Social Equity Program In Denver Boosts Cannabis Entrepreneur Rights Among Drug War Affected

Denver Department of Economic Development and Opportunity (DEDO) launched a new entrepreneurial assistance program to boost cannabis business ownership among social equity applicants, especially for those individuals disproportionately impacted by marijuana prohibition and enforcement.

According to the state’s definition of a social equity applicant, Denver is seeking cannabis entrepreneur applicants who meet at least one of the following criteria:

Resided for at least 15 years between the years 1980 and 2010 in a census tract designated as an Opportunity Zone or Disproportionate Impacted Area; or

The applicant or applicant’s parent, legal guardian, sibling, spouse, child, or minor in their guardianship was arrested for a marijuana offense, convicted of a marijuana offense, or was subject to a civil asset forfeiture related to a marijuana investigation; or

The applicant’s household income in the year prior to application did not exceed 50% of the state’s median income as measured by the number of persons in the household, according to DEDO.

The Color of Cannabis – a local woman-owned firm experienced in helping cannabis newcomers understand and navigate entry into the industry – was selected by DEDO as its program partner.

“We’re partnering with a local business, a local organization called the Color of Cannabis, to provide a training program, a technical assistance program, for those entrepreneurs looking to get into this industry,” said Chelsea Rosty, Denver Department of Economic Development and Opportunity chief of staff. “This will provide a training program for them that goes through everything from funding to regulations to marketing to challenges within the space.”

“We are pleased to bring our commitment to greater ownership equity in the cannabis industry to this historic program,” said Sarah Woodson, CEO, and founder of The Color of Cannabis. “We’ll serve several small-group cohorts over the next year and surround them with advice, mentoring, information, and encouragement.”

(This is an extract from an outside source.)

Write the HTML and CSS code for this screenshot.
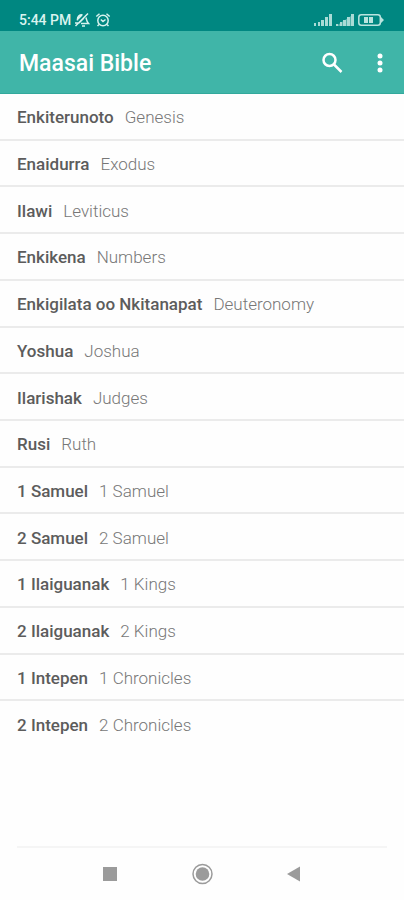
FILE: index.html
```html
<!DOCTYPE html>
<html lang="mas">
<head>
  <meta charset="utf-8">
  <title>Maasai Bible</title>
  <meta name="viewport" content="width=device-width, initial-scale=1.0">
  <link rel="stylesheet" href="styles.css">
</head>

<body>

<div class="status-bar">
  <span>5:44 PM</span>
  <!-- muted bell -->
  <svg class="status-icon" width="16" height="16" viewBox="0 0 16 16">
    <path d="M3.500 8.500C3 4.500 5.500 2.500 8.500 2.800M12 5.500c.5 2 .5 4 2.500 6H7M8 14h3M1.500 14L14 1.500M4 7l4-4M1 11h3M5 11l5-5"/>
  </svg>
  <!-- alarm -->
  <svg class="status-icon alarm" width="16" height="16" viewBox="0 0 16 16">
    <circle cx="8" cy="8.500" r="5.200"/>
    <path d="M1.300 4.500L4.500 1.800M14.700 4.500L11.500 1.800M5.800 7.500L8 9.500L10.500 7.500M4 12.500l-1.500 1.500M12 12.500l1.500 1.500"/>
  </svg>
  <div class="status-right">
    <svg class="signal" width="18" height="12" viewBox="0 0 18 12">
      <path d="M0 9h2v3H0zM4 8h2v4H4zM7 6h3v6H7zM11 3h3v9h-3zM15 0h3v12h-3z"/>
    </svg>
    <svg class="signal" width="18" height="12" viewBox="0 0 18 12">
      <path d="M0 10h2v2H0zM4 8h2v4H4zM7 6h3v6H7zM11 3h3v9h-3zM15 0h3v12h-3z"/>
      <path d="M0 12L18 0v12z" opacity="0.500"/>
    </svg>
    <svg class="battery" width="26" height="12" viewBox="0 0 26 12">
      <rect x="0.800" y="0.800" width="21.500" height="10.400" rx="2.500"/>
      <path class="battery-fill" d="M23 3l3 3-3 3zM6 3h4v6H6zM11 3h4v6h-4z"/>
    </svg>
  </div>
</div>

<header class="app-bar">
  <h1>Maasai Bible</h1>
  <button type="button" class="icon-button" aria-label="Search">
    <svg width="22" height="22" viewBox="0 0 22 22">
      <circle class="lens" cx="8.500" cy="8" r="6"/>
      <path class="lens" d="M13 12.500L20.500 20"/>
    </svg>
  </button>
  <button type="button" class="icon-button" aria-label="More options">
    <svg width="22" height="22" viewBox="0 0 22 22">
      <circle cx="11" cy="4" r="2.500"/>
      <circle cx="11" cy="11" r="2.500"/>
      <circle cx="11" cy="18" r="2.500"/>
    </svg>
  </button>
</header>

<main class="content">
  <ul class="book-list">
    <li><a href="#"><b>Enkiterunoto</b> <span>Genesis</span></a></li>
    <li><a href="#"><b>Enaidurra</b> <span>Exodus</span></a></li>
    <li><a href="#"><b>Ilawi</b> <span>Leviticus</span></a></li>
    <li><a href="#"><b>Enkikena</b> <span>Numbers</span></a></li>
    <li><a href="#"><b>Enkigilata oo Nkitanapat</b> <span>Deuteronomy</span></a></li>
    <li><a href="#"><b>Yoshua</b> <span>Joshua</span></a></li>
    <li><a href="#"><b>Ilarishak</b> <span>Judges</span></a></li>
    <li><a href="#"><b>Rusi</b> <span>Ruth</span></a></li>
    <li><a href="#"><b>1 Samuel</b> <span>1 Samuel</span></a></li>
    <li><a href="#"><b>2 Samuel</b> <span>2 Samuel</span></a></li>
    <li><a href="#"><b>1 Ilaiguanak</b> <span>1 Kings</span></a></li>
    <li><a href="#"><b>2 Ilaiguanak</b> <span>2 Kings</span></a></li>
    <li><a href="#"><b>1 Intepen</b> <span>1 Chronicles</span></a></li>
    <li><a href="#"><b>2 Intepen</b> <span>2 Chronicles</span></a></li>
  </ul>
</main>

<nav class="nav-bar">
  <button type="button" aria-label="Recent apps">
    <svg width="22" height="22" viewBox="0 0 22 22"><path d="M4 4h14v14H4z"/></svg>
  </button>
  <button type="button" aria-label="Home">
    <svg width="22" height="22" viewBox="0 0 22 22">
      <circle class="ring" cx="11.500" cy="11" r="9.500"/>
      <circle cx="11.500" cy="11" r="6.800"/>
    </svg>
  </button>
  <button type="button" aria-label="Back">
    <svg width="22" height="22" viewBox="0 0 22 22"><path d="M4 11L17 3.500v15z"/></svg>
  </button>
</nav>

</body>
</html>
```

FILE: styles.css
```css
* {
  box-sizing: border-box;
}

body {
  display: flex;
  flex-direction: column;
  min-height: 100vh;
  margin: 0;
  background: #fefefe;
  font-family: Roboto, Arial, sans-serif;
}

button {
  padding: 0;
  border: 0;
  background: none;
}

svg {
  display: block;
}

/* Phone status bar */
.status-bar {
  display: flex;
  align-items: center;
  height: 31px;
  padding: 8px 20px 0 19px;
  background: #008781;
  color: #d9f3ef;
  font-size: 14px;
  font-weight: 500;
}

.status-icon {
  margin-left: 3px;
  fill: none;
  stroke: #d9f3ef;
  stroke-width: 1.5;
}

.status-icon.alarm {
  margin-left: 5px;
}

.status-right {
  display: flex;
  gap: 4px;
  margin-left: auto;
}

.signal {
  fill: #a9dbd6;
}

.battery {
  fill: none;
  stroke: #b9e4df;
  stroke-width: 1.5;
}

.battery-fill {
  fill: #b9e4df;
  stroke: none;
}

/* Title bar */
.app-bar {
  display: flex;
  align-items: center;
  height: 63px;
  padding: 2px 8px 0 19px;
  background: #40b5a8;
  border-bottom: 1px solid #32a99c;
  color: #fff;
}

.app-bar h1 {
  margin: 0 auto 0 0;
  font-size: 23px;
  font-weight: 500;
}

.icon-button {
  display: flex;
  align-items: center;
  justify-content: center;
  width: 32px;
  height: 48px;
  margin-left: 16px;
  fill: #fff;
}

.lens {
  fill: none;
  stroke: #fff;
  stroke-width: 2.5;
}

/* Books, all rows share the height */
.content {
  display: flex;
  flex: 1;
  padding-bottom: 98px;
}

.book-list {
  display: grid;
  flex: 1;
  grid-auto-rows: 1fr;
  margin: 0;
  padding: 0;
  list-style: none;
}

.book-list li {
  display: flex;
  border-bottom: 2px solid #ebebeb;
}

.book-list li:last-child {
  border-bottom-color: transparent;
}

.book-list a {
  display: flex;
  flex: 1;
  align-items: center;
  gap: 11px;
  padding: 2px 17px 0;
  color: #777;
  font-size: 17px;
  text-decoration: none;
}

.book-list b {
  color: #5c5c5c;
  font-weight: 500;
}

.book-list span {
  font-weight: 300;
}

/* System buttons */
.nav-bar {
  display: flex;
  align-items: center;
  justify-content: center;
  gap: 70px;
  height: 54px;
  margin: 0 17px;
  border-top: 2px solid #f5f5f5;
}

.nav-bar button {
  fill: #9b9b9b;
}

.ring {
  fill: none;
  stroke: #9b9b9b;
  stroke-width: 1.5;
}
```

The Cannabis Social Equity Technical Assistance training includes 10 weeks of curriculum and covers topics such as the history and politics of the cannabis industry, compliance, delivery, hospitality, marketing and best practices.

“As with any business start-up, there is a substantial learning curve for both tangible and intangible elements of business ownership. In partnership with The Color of Cannabis, we’ve developed this rigorous curriculum to meet the unique needs of cannabis social equity applicants,” said Jen Morris, DEDO executive director. “It is also important for us to reinvest our local marijuana sales tax dollars into the community to level the playing field for wealth-building within the industry.”

The Program allows social equity applicants to conduct cannabis deliveries for three years (until July 1, 2024); it also, ensures that applicants have exclusive access to most cannabis licenses for six years (until July 1, 2027); waives application fees, and reducing license fees for social equity applicants; and provides a free program to have certain low-level marijuana conviction records sealed.

The deadline for registration is July 15 at 5 p.m. with the initial training session occurring on July 23 after a kick-off event on July 21 from 4-7 p.m.

“As part of our extensive social equity efforts in partnership with the cannabis industry, we’re pleased to now fund free training for social equity applicants,” Mayor Michael B. Hancock said. “Denver set the standard for successful cannabis regulations as the first city with legalized sales in America. Creating and improving equitable access for all to enter this industry, especially those disproportionally impacted by the war on drugs, remains our priority.”

However, it is important to note, that the Program is funded with $500,000 of City of Denver retail marijuana special sales tax revenue.